__What you need to do__.
From the entries below, please gather each line containing the string "this".

__Dataset entries__.
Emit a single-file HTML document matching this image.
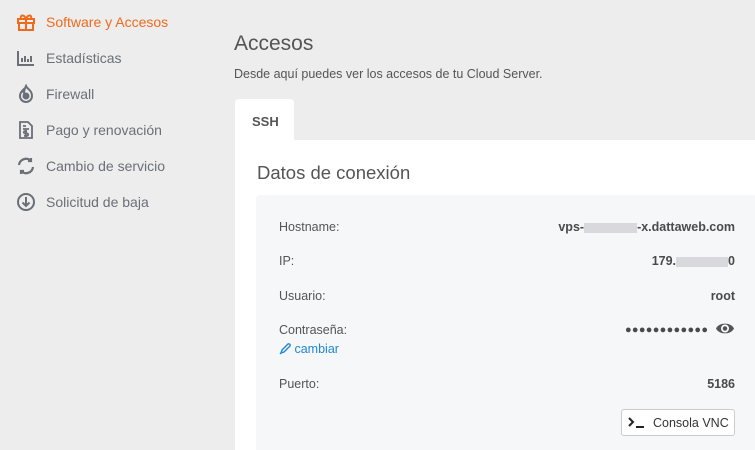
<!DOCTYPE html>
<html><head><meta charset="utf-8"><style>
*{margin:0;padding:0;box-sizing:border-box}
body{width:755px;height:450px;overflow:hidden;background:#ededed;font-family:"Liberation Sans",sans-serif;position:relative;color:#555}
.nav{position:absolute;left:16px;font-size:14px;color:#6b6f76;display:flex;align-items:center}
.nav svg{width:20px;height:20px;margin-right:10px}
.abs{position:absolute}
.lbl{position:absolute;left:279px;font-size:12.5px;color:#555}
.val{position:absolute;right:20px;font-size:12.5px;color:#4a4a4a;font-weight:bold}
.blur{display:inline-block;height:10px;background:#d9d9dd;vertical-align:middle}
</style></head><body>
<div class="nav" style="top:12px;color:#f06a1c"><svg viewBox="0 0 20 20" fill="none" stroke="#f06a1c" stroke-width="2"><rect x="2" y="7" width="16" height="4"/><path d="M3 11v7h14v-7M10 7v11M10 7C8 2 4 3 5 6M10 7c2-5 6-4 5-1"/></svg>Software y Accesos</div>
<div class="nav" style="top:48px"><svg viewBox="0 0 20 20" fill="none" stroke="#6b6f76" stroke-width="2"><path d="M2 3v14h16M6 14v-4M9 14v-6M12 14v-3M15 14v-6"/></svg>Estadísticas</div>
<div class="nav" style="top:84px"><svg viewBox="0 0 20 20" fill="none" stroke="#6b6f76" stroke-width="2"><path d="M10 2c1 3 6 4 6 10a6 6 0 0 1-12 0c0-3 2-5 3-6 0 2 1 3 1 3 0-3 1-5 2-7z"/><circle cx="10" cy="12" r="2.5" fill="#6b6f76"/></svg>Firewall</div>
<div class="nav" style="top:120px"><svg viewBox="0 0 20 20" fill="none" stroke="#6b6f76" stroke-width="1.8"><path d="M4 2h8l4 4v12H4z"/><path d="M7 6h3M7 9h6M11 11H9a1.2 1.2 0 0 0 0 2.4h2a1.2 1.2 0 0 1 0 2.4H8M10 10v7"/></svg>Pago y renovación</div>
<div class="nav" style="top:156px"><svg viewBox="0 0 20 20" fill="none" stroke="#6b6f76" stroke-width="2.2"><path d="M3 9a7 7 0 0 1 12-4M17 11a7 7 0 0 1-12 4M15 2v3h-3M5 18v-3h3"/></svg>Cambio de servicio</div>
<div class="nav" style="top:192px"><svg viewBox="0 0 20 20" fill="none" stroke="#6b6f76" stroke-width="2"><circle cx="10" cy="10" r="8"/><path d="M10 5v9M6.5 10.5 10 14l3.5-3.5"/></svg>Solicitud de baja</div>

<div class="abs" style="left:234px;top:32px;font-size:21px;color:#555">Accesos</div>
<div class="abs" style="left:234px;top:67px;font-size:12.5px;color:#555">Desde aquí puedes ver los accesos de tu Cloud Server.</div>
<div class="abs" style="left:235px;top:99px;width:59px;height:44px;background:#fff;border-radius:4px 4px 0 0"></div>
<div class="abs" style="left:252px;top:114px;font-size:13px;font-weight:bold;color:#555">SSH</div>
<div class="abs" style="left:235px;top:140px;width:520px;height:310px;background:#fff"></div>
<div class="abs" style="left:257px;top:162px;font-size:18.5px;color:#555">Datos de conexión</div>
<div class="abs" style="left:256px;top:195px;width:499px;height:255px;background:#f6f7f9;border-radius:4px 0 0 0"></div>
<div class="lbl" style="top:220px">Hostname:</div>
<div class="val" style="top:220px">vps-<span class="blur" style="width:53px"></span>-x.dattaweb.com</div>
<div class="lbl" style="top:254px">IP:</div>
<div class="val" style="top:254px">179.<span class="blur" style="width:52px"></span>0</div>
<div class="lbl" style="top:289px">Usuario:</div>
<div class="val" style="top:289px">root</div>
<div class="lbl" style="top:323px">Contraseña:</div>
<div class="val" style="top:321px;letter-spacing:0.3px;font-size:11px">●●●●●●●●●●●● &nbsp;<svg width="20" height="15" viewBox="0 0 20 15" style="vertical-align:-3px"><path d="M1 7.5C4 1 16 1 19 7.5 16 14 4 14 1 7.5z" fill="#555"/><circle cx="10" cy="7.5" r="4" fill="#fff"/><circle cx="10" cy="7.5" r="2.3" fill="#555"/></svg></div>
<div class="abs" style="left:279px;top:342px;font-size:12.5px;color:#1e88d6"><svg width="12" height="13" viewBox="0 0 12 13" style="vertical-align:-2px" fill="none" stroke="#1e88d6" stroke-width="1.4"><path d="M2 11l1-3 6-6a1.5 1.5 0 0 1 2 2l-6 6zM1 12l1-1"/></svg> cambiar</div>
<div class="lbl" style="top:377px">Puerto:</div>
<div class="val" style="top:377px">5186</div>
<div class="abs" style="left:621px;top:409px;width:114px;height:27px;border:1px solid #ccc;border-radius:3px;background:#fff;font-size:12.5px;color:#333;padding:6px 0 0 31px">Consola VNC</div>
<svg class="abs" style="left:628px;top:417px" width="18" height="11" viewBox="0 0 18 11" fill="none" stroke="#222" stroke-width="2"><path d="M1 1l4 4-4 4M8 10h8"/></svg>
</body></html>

* * *

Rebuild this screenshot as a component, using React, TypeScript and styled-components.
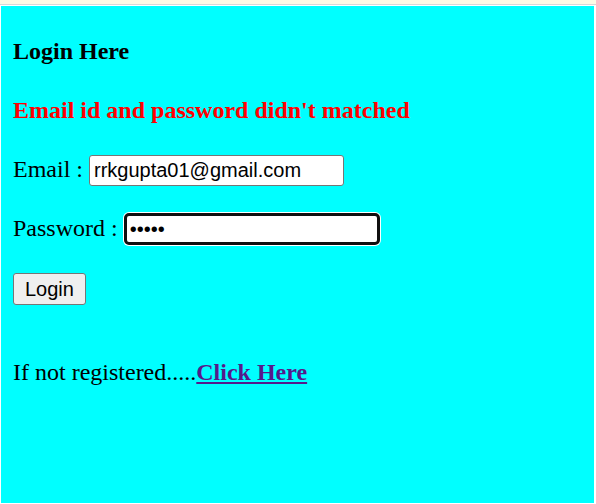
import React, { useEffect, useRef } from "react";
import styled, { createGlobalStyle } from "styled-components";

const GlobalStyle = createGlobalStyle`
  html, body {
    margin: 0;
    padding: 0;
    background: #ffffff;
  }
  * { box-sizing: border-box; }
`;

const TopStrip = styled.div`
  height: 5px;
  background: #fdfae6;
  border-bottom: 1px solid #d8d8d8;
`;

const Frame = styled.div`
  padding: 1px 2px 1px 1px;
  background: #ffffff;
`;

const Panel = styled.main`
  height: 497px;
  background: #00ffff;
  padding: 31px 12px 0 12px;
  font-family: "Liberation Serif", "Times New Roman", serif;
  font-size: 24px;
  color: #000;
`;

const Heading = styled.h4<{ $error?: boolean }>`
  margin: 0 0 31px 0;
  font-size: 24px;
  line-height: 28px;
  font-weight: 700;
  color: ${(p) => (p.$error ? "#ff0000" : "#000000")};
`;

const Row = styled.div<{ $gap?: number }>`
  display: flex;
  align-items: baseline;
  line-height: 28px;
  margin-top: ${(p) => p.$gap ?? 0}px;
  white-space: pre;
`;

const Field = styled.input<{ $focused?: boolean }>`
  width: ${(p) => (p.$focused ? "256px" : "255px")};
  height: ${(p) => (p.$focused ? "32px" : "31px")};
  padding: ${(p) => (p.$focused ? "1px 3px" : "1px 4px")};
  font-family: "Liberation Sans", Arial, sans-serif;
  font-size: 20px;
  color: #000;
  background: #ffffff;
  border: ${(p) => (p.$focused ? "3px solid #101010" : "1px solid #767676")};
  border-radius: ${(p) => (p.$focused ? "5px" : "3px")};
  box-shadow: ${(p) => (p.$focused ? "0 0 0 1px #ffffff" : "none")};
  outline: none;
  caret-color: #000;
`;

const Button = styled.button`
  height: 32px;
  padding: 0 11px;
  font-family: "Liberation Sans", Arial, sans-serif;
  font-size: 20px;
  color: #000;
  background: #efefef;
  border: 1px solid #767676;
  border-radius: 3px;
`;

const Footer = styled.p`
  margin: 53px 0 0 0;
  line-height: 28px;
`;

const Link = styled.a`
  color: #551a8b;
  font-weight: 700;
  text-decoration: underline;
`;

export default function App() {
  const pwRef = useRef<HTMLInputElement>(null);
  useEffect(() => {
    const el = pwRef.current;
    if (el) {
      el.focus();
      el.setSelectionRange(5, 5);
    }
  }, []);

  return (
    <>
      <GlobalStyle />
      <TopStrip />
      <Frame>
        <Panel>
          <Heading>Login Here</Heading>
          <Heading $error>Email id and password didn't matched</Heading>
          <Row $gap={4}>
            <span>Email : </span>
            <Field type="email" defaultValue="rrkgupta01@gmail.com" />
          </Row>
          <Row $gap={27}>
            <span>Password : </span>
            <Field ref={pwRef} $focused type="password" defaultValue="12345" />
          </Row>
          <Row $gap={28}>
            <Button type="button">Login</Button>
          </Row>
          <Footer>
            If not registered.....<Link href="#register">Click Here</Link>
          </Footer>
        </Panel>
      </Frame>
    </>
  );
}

__Completed exercise__.
Emit a single-file HTML document matching this image.
Rebuild this screenshot as a component, using React, TypeScript and styled-components.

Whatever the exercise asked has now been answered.